One particular part of the total risk equation that we can at least
quantify is the ease of identification; as you and now everyone
understands, the signature of this version of Haystack (which I think
we must say now is *the* version of Haystack) is more than just
trivial to determine. [I am once again omitting some facts here, my
apologies]. Indeed, the cost of uncovering the supposedly undetectable
needle in the Haystack is close to zero. This contrasts, as you must
know, with the relative costs of detecting the users of other
circumvention software.

There are some other factors as well that I believe you have not
considered. I had been led to believe by CRC until your post that the
application we were looking at (which has the characteristics you
describe) was a "test" program, that was never intended for wide
distribution or portrayal as the real Haystack, was several months old
and had been superseded, and had somehow inadvertently leaked out to
wider distribution. Your statement indicates that, in fact, this *was*
the program that was being distributed, as recently as a few weeks
ago. I'd appreciate Daniel's clarification on this, because if this is
true, we are dealing with a far wider and more deliberate distribution
of known flawed software than i thought he had described.

Secondly, you and I are working I think on a number of assumptions
based on statements made to us by Austin Heap. While I do not want to
confuse a sober determination of the risks of Haystack with the sort
of speculative mudslinging that without concrete facts this discussion
can easily descend into, I think it's fair to say that, after several
months of taking Austin at his word, I am now of the opinion that, to
be generous, he adjusts his statements to best fit the wishes of his
current audience. Witness, for instance, the constantly varying
numbers given as to the total number of official testers of Haystack
in Iran; the number of developers of Haystack; reasons why he did not
release the source; the capabilities and existence of the current
Haystack client; the reasons why development on the client ceased for
several months; whether he had truly shut down the Haystack server;
and so on.

It is, I think, partly frustration with this constantly shifting
ground that led to so many resignations at CRC in the last few days.
What this means for the rest of us in practical terms is that we have
no reliable source for many of the vital pieces of information any of
us need to determine the true risks.

Out of this sense of my limited knowledge of Iranian internal
politics, the true numbers of Haystack users, what they have been
told, the inability of CRC to keep track of what and how many copies
of what software nor monitors their own servers, the contradictions in
what each of us have been separately told, the amazing gulf between
the impressive goals of Haystack and the actual qualities of the real
client, I have refrained from providing the information that you have
now released. I wish I could be as sure as you of the true state of

I am also curious as to why you have deliberately chosen to omit
several key facts in your analysis. I think that if I was as confident
as you as to the benefit of revealing 90% of the nature of the problem
the Iranian government needs to solve in order to identify Haystack
users for the sole purpose of academically considering some
hypothetical damage to the circumvention community, I imagine I would
also not hold back on that final 10%. Even though I really hope you
are right, I am not going to provide that 10%, and despite our
different estimation techniques, I urge you not to.

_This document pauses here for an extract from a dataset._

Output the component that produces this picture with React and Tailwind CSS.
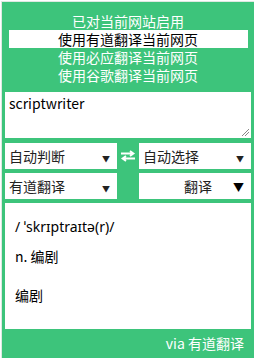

> There are many ways of detecting circumvention tools. For example, when you launch a circumvention tool, the software goes through an initialization process to figure out how to connect to the outside world. Often it starts by trying a limited set of IPs in the hundreds or thousands.  A government can run one or more copies of the software to discover a fair share of these IPs. It can then determine who has tried to connect to the IPs and locate them. In practice there are better ways to detect usage of tools such as Ultrasurf or Tor; the applications have different signatures in the type of packets they send in the first few seconds after launch. Governments can monitor the packet traffic to detect usage or block the applications.
> While it is well known that circumvention tools are traceable, it has not impeded their use in Iran. Using circumvention tools is not illegal in Iran (and it seems anywhere else in the world). Hundreds of thousands of Iranians are using circumvention tools on daily basis and are not afraid to say so publicly. Even supporters of the Iranian government use them to write on censored websites such as Friendfeed.
> Can traceability be a problem? Yes, in theory it can. Iranian government can decide one day to round up a few Haystack users to embarrass Hillary Clinton for supporting it, or alternatively can round up a few Tor users and charge them with espionage for using a tool sponsored (in the past) by the US Navy. These are all hypothetical risks to consider of course. But as far as we know these things have never happened.
> Any risks associated with the traceability can be largely mitigated by the wider use of circumvention tools. For example, owning satellite TV receivers --unlike circumvention tools-- is illegal in Iran but they are so widely used that people are not feeling insecure. Even the seasonal scare tactics of the police breaking into a few houses and confiscating satellite dishes and ticketing the owners have not reduced the wide adoption, which is now estimated to be at 40% of all the households.
> The damaging part of the traceability-risk argument for to the rest of the circumvention tool initiatives is that  non-traceability of circumvention tools in highly controlled networks--whether it's  Iran, China or a private company's network-- is too high of a standard to achieve, and I can argue in a separate note that it is not a critical property for circumvention tools to have anyway.